→ **TASK DESCRIPTION**:
Select all lines in the records that include "with".

→ **DATA RECORDS**:
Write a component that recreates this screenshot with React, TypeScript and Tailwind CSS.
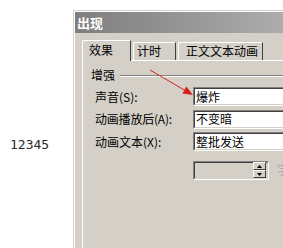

* * *

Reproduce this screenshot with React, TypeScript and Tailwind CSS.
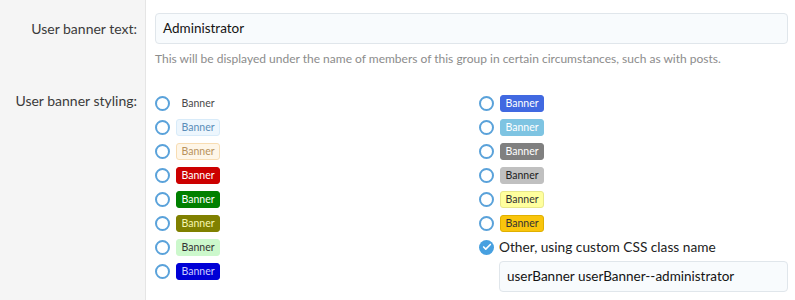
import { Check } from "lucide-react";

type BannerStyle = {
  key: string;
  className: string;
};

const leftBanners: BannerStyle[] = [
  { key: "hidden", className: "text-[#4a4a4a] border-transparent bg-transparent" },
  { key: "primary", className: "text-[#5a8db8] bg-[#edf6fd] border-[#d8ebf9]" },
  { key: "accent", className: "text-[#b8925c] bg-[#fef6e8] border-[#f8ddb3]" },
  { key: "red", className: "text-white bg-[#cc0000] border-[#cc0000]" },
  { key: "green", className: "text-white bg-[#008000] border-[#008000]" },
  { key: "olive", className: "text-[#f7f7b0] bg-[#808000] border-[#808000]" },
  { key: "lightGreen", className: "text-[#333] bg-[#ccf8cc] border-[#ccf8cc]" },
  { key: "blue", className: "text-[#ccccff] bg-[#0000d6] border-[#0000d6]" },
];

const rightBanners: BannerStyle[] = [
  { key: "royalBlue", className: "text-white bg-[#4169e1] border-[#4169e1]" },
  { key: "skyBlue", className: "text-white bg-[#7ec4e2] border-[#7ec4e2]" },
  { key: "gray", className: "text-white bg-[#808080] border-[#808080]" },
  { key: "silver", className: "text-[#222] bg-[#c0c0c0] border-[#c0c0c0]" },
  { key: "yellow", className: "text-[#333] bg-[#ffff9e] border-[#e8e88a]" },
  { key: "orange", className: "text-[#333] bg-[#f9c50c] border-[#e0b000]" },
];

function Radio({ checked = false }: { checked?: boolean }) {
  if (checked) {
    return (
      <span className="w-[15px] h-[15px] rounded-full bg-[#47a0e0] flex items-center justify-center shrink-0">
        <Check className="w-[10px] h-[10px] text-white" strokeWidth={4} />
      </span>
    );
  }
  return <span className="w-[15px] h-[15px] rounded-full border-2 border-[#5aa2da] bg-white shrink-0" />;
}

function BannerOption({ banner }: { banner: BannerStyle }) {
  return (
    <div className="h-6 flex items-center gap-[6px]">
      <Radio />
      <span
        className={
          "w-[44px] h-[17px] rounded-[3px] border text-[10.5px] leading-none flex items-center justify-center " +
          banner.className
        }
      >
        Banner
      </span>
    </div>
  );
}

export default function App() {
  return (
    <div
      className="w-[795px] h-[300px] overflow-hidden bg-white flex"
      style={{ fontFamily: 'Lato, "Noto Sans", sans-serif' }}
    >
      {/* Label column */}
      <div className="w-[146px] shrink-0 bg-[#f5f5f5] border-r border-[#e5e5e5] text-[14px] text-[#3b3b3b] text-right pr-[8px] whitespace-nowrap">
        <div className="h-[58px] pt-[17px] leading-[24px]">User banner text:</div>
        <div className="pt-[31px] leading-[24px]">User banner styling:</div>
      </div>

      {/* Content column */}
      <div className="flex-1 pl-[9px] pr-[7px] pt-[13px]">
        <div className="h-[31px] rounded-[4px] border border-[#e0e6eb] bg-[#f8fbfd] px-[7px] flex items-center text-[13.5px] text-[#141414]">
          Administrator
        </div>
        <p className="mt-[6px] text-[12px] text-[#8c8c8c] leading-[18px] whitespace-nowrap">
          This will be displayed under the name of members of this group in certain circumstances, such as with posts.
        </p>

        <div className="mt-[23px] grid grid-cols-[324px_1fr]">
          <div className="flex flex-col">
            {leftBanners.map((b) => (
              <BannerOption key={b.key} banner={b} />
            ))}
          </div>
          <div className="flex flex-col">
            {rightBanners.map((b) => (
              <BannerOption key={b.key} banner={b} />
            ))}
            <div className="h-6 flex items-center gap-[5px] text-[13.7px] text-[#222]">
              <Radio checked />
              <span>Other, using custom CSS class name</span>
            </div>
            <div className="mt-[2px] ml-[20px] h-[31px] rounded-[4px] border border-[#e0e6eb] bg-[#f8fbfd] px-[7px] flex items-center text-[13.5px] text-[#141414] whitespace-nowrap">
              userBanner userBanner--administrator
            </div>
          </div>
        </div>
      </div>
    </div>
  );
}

→ **CORRECT RESULT**:
Write a component that recreates this screenshot with React, TypeScript and Tailwind CSS.
Reproduce this screenshot with React, TypeScript and Tailwind CSS.
          This will be displayed under the name of members of this group in certain circumstances, such as with posts.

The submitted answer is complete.